> _Records from a collection_:
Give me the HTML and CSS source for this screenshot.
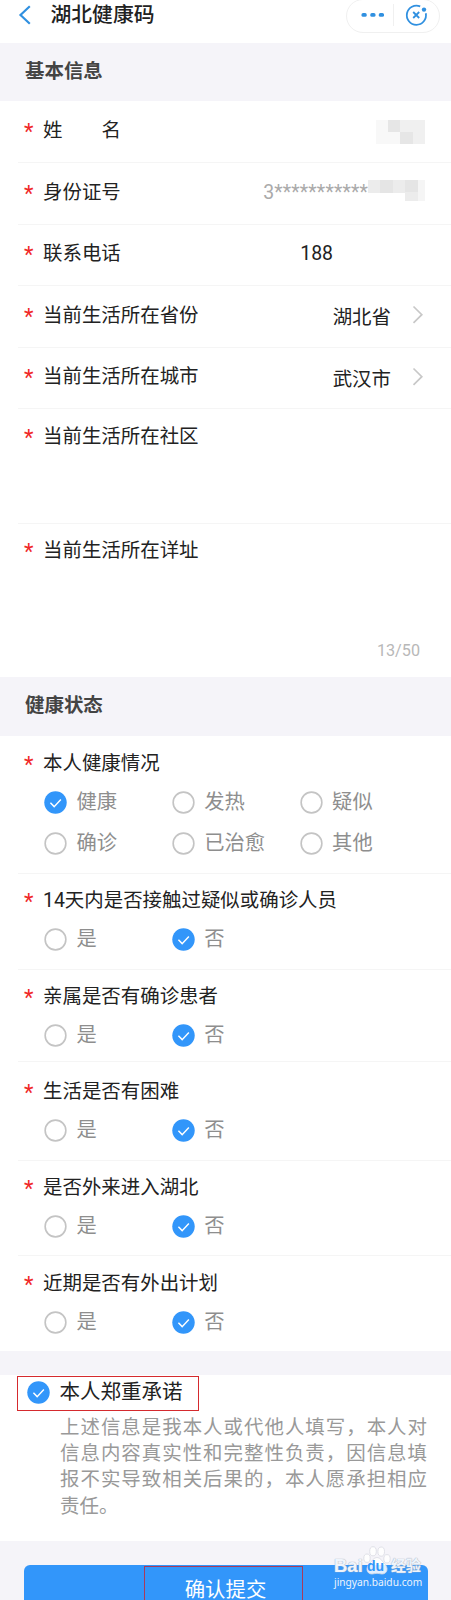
FILE: index.html
```html
<!DOCTYPE html>
<html lang="zh-CN">

<head>
    <meta charset="utf-8">
    <title>湖北健康码</title>
    <link rel="stylesheet" href="styles.css">
</head>

<body>
    <svg class="defs">
        <symbol id="off" viewBox="0 0 24 24">
            <circle cx="12" cy="12" r="10.8" fill="#fff" stroke="#c4c4c4" stroke-width="1.7" />
        </symbol>
        <symbol id="on" viewBox="0 0 24 24">
            <circle cx="12" cy="12" r="11.7" fill="#3296fa" />
            <path d="M6.7 12.3l3.9 4 7-7.4" fill="none" stroke="#fff" stroke-width="1.5" />
        </symbol>
        <symbol id="arrow" viewBox="0 0 12 20">
            <path d="M1.5 1.5l8.3 8.2-8.3 8.2" fill="none" stroke="#c8c8c8" stroke-width="1.7" />
        </symbol>
    </svg>

    <div class="header">
        <svg class="back" width="14" height="22" viewBox="0 0 14 22">
            <path d="M11.8 2.2L2.5 11l9.3 8.8" fill="none" stroke="#3090e0" stroke-width="2.2" />
        </svg>
        <h1>湖北健康码</h1>
        <div class="capsule">
            <svg width="94" height="34" viewBox="0 0 94 34">
                <g fill="#3090e0">
                    <rect x="15.5" y="14" width="5.2" height="3.8" rx="1.6" />
                    <rect x="24.3" y="14" width="5.2" height="3.8" rx="1.6" />
                    <rect x="32.8" y="14" width="5.2" height="3.8" rx="1.6" />
                    <circle cx="78" cy="10.6" r="2.2" />
                </g>
                <path d="M47.5 5v22" stroke="#f0f0f0" />
                <path d="M74.2 7.4A9.6 9.6 0 1 0 79.8 14.3M67.2 13l6 6M73.2 13l-6 6" fill="none" stroke="#3090e0" stroke-width="1.8" />
            </svg>
        </div>
    </div>

    <h2 class="section">基本信息</h2>
    <div class="form">
        <div class="row name">
            <i>*</i><label>姓<span class="space"></span>名</label>
            <div class="mosaic">
                <b class="m1"></b><b class="m3"></b><b class="m2"></b><b class="m2"></b>
                <b class="m1"></b><b class="m1"></b><b class="m3"></b><b class="m2"></b>
            </div>
        </div>
        <div class="row idcard">
            <i>*</i><label>身份证号</label>
            <span class="value gray">3<span class="stars">***********</span></span>
            <svg class="idmask" width="57" height="22" viewBox="0 0 57 22">
                <path d="M0 0h50v21H37v-8H0z" fill="#ececec" />
                <path d="M12 0h13v13H12zM37 0h13v12H37z" fill="#e5e5e5" />
                <path d="M50 0h7v21h-7z" fill="#f5f5f5" />
            </svg>
        </div>
        <div class="row phone">
            <i>*</i><label>联系电话</label>
            <span class="value num">188</span>
        </div>
        <div class="row province">
            <i>*</i><label>当前生活所在省份</label>
            <span class="value">湖北省</span>
            <svg class="arrow"><use href="#arrow" /></svg>
        </div>
        <div class="row city">
            <i>*</i><label>当前生活所在城市</label>
            <span class="value">武汉市</span>
            <svg class="arrow"><use href="#arrow" /></svg>
        </div>
        <div class="row community">
            <i>*</i><label>当前生活所在社区</label>
        </div>
        <div class="row address">
            <i>*</i><label>当前生活所在详址</label>
            <span class="count">13/50</span>
        </div>
    </div>

    <h2 class="section health">健康状态</h2>
    <div class="form">
        <div class="question q1">
            <div class="title"><i>*</i><label>本人健康情况</label></div>
            <div class="options">
                <span><svg><use href="#on" /></svg>健康</span>
                <span><svg><use href="#off" /></svg>发热</span>
                <span><svg><use href="#off" /></svg>疑似</span>
                <span><svg><use href="#off" /></svg>确诊</span>
                <span><svg><use href="#off" /></svg>已治愈</span>
                <span><svg><use href="#off" /></svg>其他</span>
            </div>
        </div>
        <div class="question q2">
            <div class="title"><i>*</i><label>14天内是否接触过疑似或确诊人员</label></div>
            <div class="options">
                <span><svg><use href="#off" /></svg>是</span>
                <span><svg><use href="#on" /></svg>否</span>
            </div>
        </div>
        <div class="question q3">
            <div class="title"><i>*</i><label>亲属是否有确诊患者</label></div>
            <div class="options">
                <span><svg><use href="#off" /></svg>是</span>
                <span><svg><use href="#on" /></svg>否</span>
            </div>
        </div>
        <div class="question q4">
            <div class="title"><i>*</i><label>生活是否有困难</label></div>
            <div class="options">
                <span><svg><use href="#off" /></svg>是</span>
                <span><svg><use href="#on" /></svg>否</span>
            </div>
        </div>
        <div class="question q5">
            <div class="title"><i>*</i><label>是否外来进入湖北</label></div>
            <div class="options">
                <span><svg><use href="#off" /></svg>是</span>
                <span><svg><use href="#on" /></svg>否</span>
            </div>
        </div>
        <div class="question q6">
            <div class="title"><i>*</i><label>近期是否有外出计划</label></div>
            <div class="options">
                <span><svg><use href="#off" /></svg>是</span>
                <span><svg><use href="#on" /></svg>否</span>
            </div>
        </div>
    </div>

    <div class="promise">
        <div class="agree"><svg><use href="#on" /></svg><span>本人郑重承诺</span></div>
        <p>上述信息是我本人或代他人填写，本人对信息内容真实性和完整性负责，因信息填报不实导致相关后果的，本人愿承担相应责任。</p>
    </div>

    <div class="footer">
        <div class="submit"><span>确认提交</span></div>
        <div class="watermark">
            <svg class="paw" width="28" height="30" viewBox="0 0 28 30">
                <g fill="#fff" fill-opacity=".85" stroke="#d9dbe2" stroke-width=".8">
                    <ellipse cx="10" cy="5.3" rx="3.3" ry="4.6" />
                    <ellipse cx="18.2" cy="5.6" rx="3.3" ry="4.6" />
                    <ellipse cx="4" cy="12.2" rx="3.2" ry="4.2" />
                    <ellipse cx="24" cy="12.8" rx="3.2" ry="4.2" />
                    <path d="M14 11.5c3.5 0 4.5 3.2 7 5.5 5 4.6 3.5 11-2 11-2 0-3-.7-5-.7s-3 .7-5 .7c-5.5 0-7-6.4-2-11 2.5-2.3 3.5-5.5 7-5.5z" />
                </g>
            </svg>
            <div class="brand"><span class="bai">Bai</span><span class="du">du</span><span class="jy">经验</span></div>
            <div class="site">jingyan.baidu.com</div>
        </div>
    </div>
</body>

</html>
```
FILE: styles.css
```css
* {
    box-sizing: border-box;
}

body {
    margin: 0;
    width: 451px;
    height: 1600px;
    overflow: hidden;
    background-color: #fff;
    color: #222;
    font-family: Roboto, "Noto Sans CJK SC", sans-serif;
    font-size: 19.45px;
    line-height: 28px;
}

.defs {
    display: none;
}

.header {
    display: flex;
    height: 43px;
    padding-left: 18px;
}

.back {
    margin-top: 4px;
}

h1 {
    margin: 0 0 0 18.5px;
    padding-top: 1px;
    font-size: 20.8px;
    font-weight: 500;
    color: #222;
}

.capsule {
    width: 94px;
    height: 34px;
    margin: -1px 11px 0 auto;
    border: 1px solid #f0f0f0;
    border-radius: 17px;
}

.capsule svg {
    display: block;
    margin: -1px;
}

.section {
    height: 58px;
    margin: 0;
    padding: 15px 0 0 25px;
    background-color: #f5f4f9;
    font-size: 19.45px;
    font-weight: 700;
    color: #444;
}

.health {
    height: 59px;
}

i {
    width: 19px;
    padding-top: 1px;
    font-size: 22px;
    font-style: normal;
    color: #f02828;
}

.row {
    display: flex;
    height: 62px;
    margin-left: 18px;
    padding: 16px 26px 0 6px;
    border-bottom: 1px solid #f5f5f5;
}

.name .space {
    display: inline-block;
    width: 39px;
}

.mosaic {
    display: grid;
    grid-template-columns: repeat(4, 12.3px);
    grid-template-rows: 12px 12px;
    margin: 3px 0 0 auto;
}

.m1 {
    background-color: #f8f8f8;
}

.m2 {
    background-color: #f0f0f0;
}

.m3 {
    background-color: #e6e6e6;
}

.idmask {
    margin-top: 1px;
}

.value {
    margin-left: auto;
}

.gray {
    color: #aaa;
}

.stars {
    letter-spacing: .15px;
}

.phone {
    height: 61px;
    padding-top: 15px;
}

.num {
    margin-right: 92px;
}

.province .value,
.city .value {
    padding-top: 2px;
    margin-right: 21px;
}

.arrow {
    width: 12px;
    height: 20px;
    margin: 3px 1px 0 0;
}

.city {
    height: 61px;
    padding-top: 15px;
}

.city .value {
    padding-top: 3px;
}

.city .arrow {
    margin-top: 4px;
}

.community {
    height: 115px;
    padding-top: 14px;
}

.address {
    height: 153px;
    padding-top: 13px;
    border-bottom: none;
}

.count {
    margin: 100px 5px 0 auto;
    font-size: 16.2px;
    color: #b8b8b8;
}

.question {
    height: 95px;
    margin-left: 18px;
    padding: 13px 0 0 6px;
    border-bottom: 1px solid #f5f5f5;
}

.title {
    display: flex;
}

.options {
    display: grid;
    grid-template-columns: repeat(3, 127.8px);
    grid-auto-rows: 41px;
    margin: 9px 0 0 20px;
    font-size: 20.3px;
    color: #8e8e8e;
}

.options span {
    display: flex;
    height: 28px;
}

.options svg,
.agree svg {
    width: 23px;
    height: 23px;
    margin: 3px 9.5px 0 0;
}

.q1 {
    height: 138px;
    padding-top: 14px;
}

.q1 .options {
    grid-auto-rows: 41.4px;
}

.q2 {
    height: 96px;
}

.q3 {
    height: 92px;
}

.q4 {
    height: 99px;
    padding-top: 16px;
}

.q6 {
    padding-top: 14px;
    border-bottom: none;
}

.promise {
    height: 190px;
    padding: 1px 24px 0 17px;
    border-top: 24px solid #f5f4f9;
}

.agree {
    display: flex;
    width: 182px;
    height: 35px;
    padding-left: 9px;
    border: 1px solid #d52a2e;
    font-size: 20.5px;
}

.agree svg {
    margin-top: 4px;
}

.agree span {
    padding-top: 1px;
}

.promise p {
    width: 367px;
    margin: 4px 0 0 43px;
    line-height: 26.2px;
    text-align: justify;
    color: #999;
}

.footer {
    position: relative;
    height: 59px;
    padding: 24px 23px 0 24px;
    background-color: #f5f4f9;
}

.submit {
    height: 35px;
    padding: 1px 0 0 120px;
    border-radius: 6px 6px 0 0;
    background-color: #3296fa;
}

.submit span {
    display: block;
    width: 159px;
    height: 34px;
    padding: 9px 0 0 4px;
    border: 1px solid #a83a5c;
    border-bottom: none;
    font-size: 20.4px;
    text-align: center;
    color: #fff;
}

/* sits over the button */
.watermark {
    position: absolute;
    left: 334px;
    top: 5px;
    width: 92px;
    color: #eef4fc;
}

.paw {
    position: absolute;
    left: 29px;
    top: 0;
}

.brand {
    position: relative;
    display: flex;
    height: 29px;
    padding-top: 11px;
    font-family: "Liberation Sans", "Noto Sans CJK SC", sans-serif;
    font-size: 18.5px;
    font-weight: bold;
    line-height: 18px;
    text-shadow: 0 0 1px #9fa9b8, 0 0 1px #b9c4d6;
}

.bai {
    width: 30px;
}

.du {
    width: 20px;
    margin-left: 3px;
    font-size: 14px;
    color: #3296fa;
    text-shadow: none;
}

.jy {
    margin-left: 4px;
    font-size: 15px;
    line-height: 17px;
}

.site {
    font-family: "Noto Sans", sans-serif;
    font-size: 10.2px;
    line-height: 14px;
}
```
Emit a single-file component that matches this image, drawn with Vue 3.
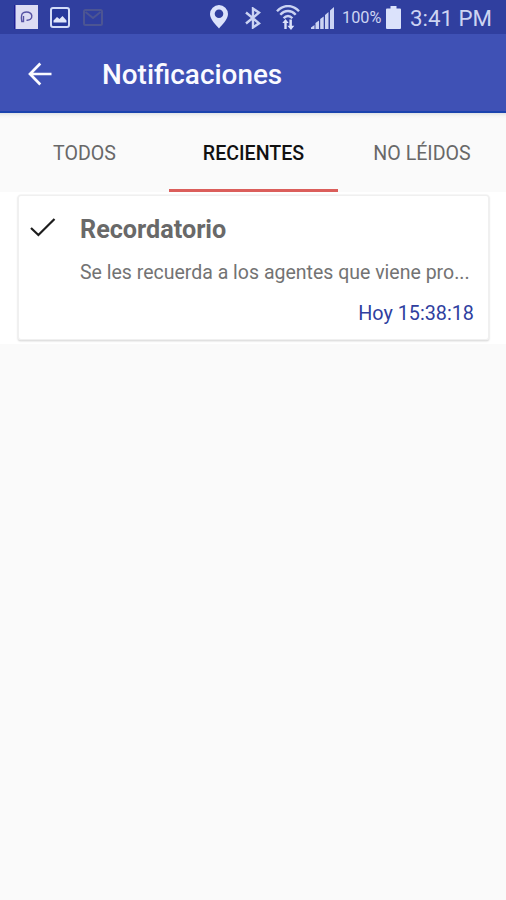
<script setup>
import { ref } from 'vue'

const tabs = ['TODOS', 'RECIENTES', 'NO LÉIDOS']
const active = ref(1)
const notices = [
  {
    title: 'Recordatorio',
    text: 'Se les recuerda a los agentes que viene pro...',
    time: 'Hoy 15:38:18',
  },
]
</script>

<template>
  <div class="screen">
    <div class="status">
      <svg class="ic-app" width="24" height="24" viewBox="0 0 24 24">
        <rect width="24" height="24" fill="#dddcf3" />
        <path d="M0 0h1.5v24H0z" fill="#1c1c93" />
        <path d="M9.500 11v5.500H7.800c-.6-3-.7-7.500 1.700-8.800 3-1.600 7.800-.6 8.300 3 .4 3.300-2.300 4.800-5.300 4.500" fill="none" stroke="#5753a4" stroke-width="1.400" />
      </svg>
      <svg class="ic-image" width="20" height="21" viewBox="0 0 20 21">
        <rect x="1" y="1" width="18" height="19" rx="2" fill="#26389b" stroke="#d3dcf8" stroke-width="2" />
        <path d="M3.500 15.500v-2l3.500-3.500 2.500 2 3-3 4 4.500v2z" fill="#e0e6fb" />
      </svg>
      <svg class="ic-mail" width="20" height="17" viewBox="0 0 20 17">
        <rect x="1" y="1" width="18" height="15" rx="1.500" fill="none" stroke="#4c5593" stroke-width="2" />
        <path d="M2.500 3l7.500 6 7.500-6" fill="none" stroke="#4c5593" stroke-width="2" />
      </svg>
      <span class="fill"></span>
      <svg class="ic-pin" width="18" height="24" viewBox="0 0 18 24">
        <path fill-rule="evenodd" d="M9 0a9 9 0 0 0-9 9c0 5.500 6 11 9 14.500 3-3.500 9-9 9-14.500a9 9 0 0 0-9-9zm0 4.400a4.300 4.300 0 1 1 0 8.600 4.300 4.300 0 0 1 0-8.600z" fill="#dbe2fb" />
      </svg>
      <svg class="ic-bt" width="16" height="22" viewBox="0 0 16 22">
        <path d="M1 5.500l13 10.800-6 4.200V1.500l6 4.200L1 16.500" fill="none" stroke="#cbd3f3" stroke-width="2.400" />
      </svg>
      <svg class="ic-wifi" width="24" height="25" viewBox="0 0 24 25">
        <g fill="none" stroke="#cbd3f3" stroke-width="2.400">
          <path d="M1 6.300C7.500-.7 16.500-.7 23 6.300M4.300 9.800c4.500-5 10.900-5 15.400 0M7.600 13.300c2.700-3 6.100-3 8.800 0" />
        </g>
        <path d="M9.500 14l3.200 4h-2v6H8.300v-6H6.300zM15 25l-3.600-4.300h2V14.500h2.500v6.200h2.400z" fill="#dce2fa" />
      </svg>
      <svg class="ic-signal" width="23" height="22" viewBox="0 0 23 22">
        <path d="M0 22v-1.500L3.500 18v4zM4.500 22v-6l3.500-2.500V22zM9.200 22V12l3.500-2.500V22zM14 22V8l3.500-3v17zM19 22V3.500L23 0v22z" fill="#cbd3f3" />
      </svg>
      <span class="percent">100%</span>
      <svg class="ic-battery" width="15" height="23" viewBox="0 0 15 23">
        <path d="M4.500 0h6v2.500H14q1 0 1 1V22q0 1-1 1H1q-1 0-1-1V3.500q0-1 1-1h3.500z" fill="#dbe2fb" />
      </svg>
      <span class="clock">3:41 PM</span>
    </div>

    <header class="bar">
      <svg class="back" width="24" height="24" viewBox="0 0 24 24">
        <path d="M12.300 1.500L2 12l10.300 10.500M2 12h21.500" fill="none" stroke="#fafaff" stroke-width="2.700" />
      </svg>
      <h1 class="heading">Notificaciones</h1>
    </header>

    <nav class="tabs">
      <button
        v-for="(tab, i) in tabs"
        :key="tab"
        class="tab"
        :class="{ active: active === i }"
        @click="active = i"
      ><span>{{ tab }}</span></button>
    </nav>

    <main class="list">
      <article v-for="n in notices" :key="n.title" class="card">
        <svg class="check" width="26" height="19" viewBox="0 0 26 19">
          <path d="M1 10l7.400 7L24.500 1" fill="none" stroke="#1d1d1d" stroke-width="2.200" />
        </svg>
        <div class="body">
          <h2 class="title">{{ n.title }}</h2>
          <p class="text">{{ n.text }}</p>
          <time class="time">{{ n.time }}</time>
        </div>
      </article>
    </main>
  </div>
</template>

<style>
body {
  margin: 0;
  background: #fafafa;
}
</style>

<style scoped>
.screen {
  height: 900px;
  overflow: hidden;
  background: #fafafa;
  font-family: Roboto, sans-serif;
}
.status {
  display: flex;
  align-items: flex-start;
  box-sizing: border-box;
  height: 34px;
  padding: 5px 0 0 14px;
  background: #303f9f;
  color: #cdd4f2;
}
.status svg {
  flex: none;
}
.ic-image {
  margin: 2px 0 0 12px;
}
.ic-mail {
  margin: 4px 0 0 13px;
}
.fill {
  flex: 1;
}
.ic-pin {
  margin-right: 17px;
}
.ic-bt {
  margin: 2px 15px 0 0;
}
.ic-wifi {
  margin-right: 11px;
}
.ic-signal {
  margin: 2px 8px 0 0;
}
.percent {
  width: 41px;
  margin: 3px 3px 0 0;
  font-size: 16.3px;
  line-height: 20px;
}
.ic-battery {
  margin: 1px 9px 0 0;
}
.clock {
  width: 96px;
  font-size: 22.3px;
  line-height: 26px;
  white-space: nowrap;
}
.bar {
  display: flex;
  align-items: center;
  box-sizing: border-box;
  height: 79px;
  padding-left: 28px;
  border-bottom: 2px solid #1b43ae;
  background: #3f51b5;
}
.back {
  margin-top: 3px;
}
.heading {
  margin: 4px 0 0 50px;
  color: #fafaff;
  font-size: 27.9px;
  font-weight: 500;
  line-height: 34px;
}
.tabs {
  display: grid;
  grid-template-columns: 169px 169px 168px;
  height: 79px;
  background: linear-gradient(#dfe3e5, #f5f5f5 3px, #fafafa 6px);
}
.tab {
  display: flex;
  align-items: center;
  justify-content: center;
  box-sizing: border-box;
  margin: 0;
  padding: 5px 0 0;
  border: 0;
  border-bottom: 3px solid transparent;
  background: none;
  color: #686868;
  font: 400 19.6px/24px Roboto, sans-serif;
}
.tab.active {
  border-bottom-color: #db5e5b;
  color: #111;
  font-weight: 500;
}
.list {
  box-sizing: border-box;
  height: 152px;
  padding: 4px 18px 0 19px;
  background: #fff;
}
.card {
  display: flex;
  box-sizing: border-box;
  height: 143px;
  padding: 17px 14px 0 11px;
  border-radius: 2px;
  background: #fff;
  box-shadow: 0 0 0 1.5px #f0f0f0, 0 1px 2px 0.5px #c4c4c4;
}
.check {
  flex: none;
  margin-top: 5px;
}
.body {
  display: flex;
  flex: 1;
  flex-direction: column;
  min-width: 0;
  margin-left: 24px;
}
.title {
  margin: 1px 0 0;
  color: #696969;
  font-size: 25.2px;
  font-weight: 700;
  line-height: 32px;
}
.text {
  margin: 14px 0 0;
  color: #737373;
  font-size: 19.5px;
  line-height: 26px;
  white-space: nowrap;
}
.time {
  align-self: flex-end;
  margin-top: 15px;
  color: #303f9f;
  font-size: 19.8px;
  line-height: 26px;
}
</style>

> _Goal_: Out of the material above, gather each line where "this" appears.

> _Answer to the task_:
Give me the HTML and CSS source for this screenshot.
Emit a single-file component that matches this image, drawn with Vue 3.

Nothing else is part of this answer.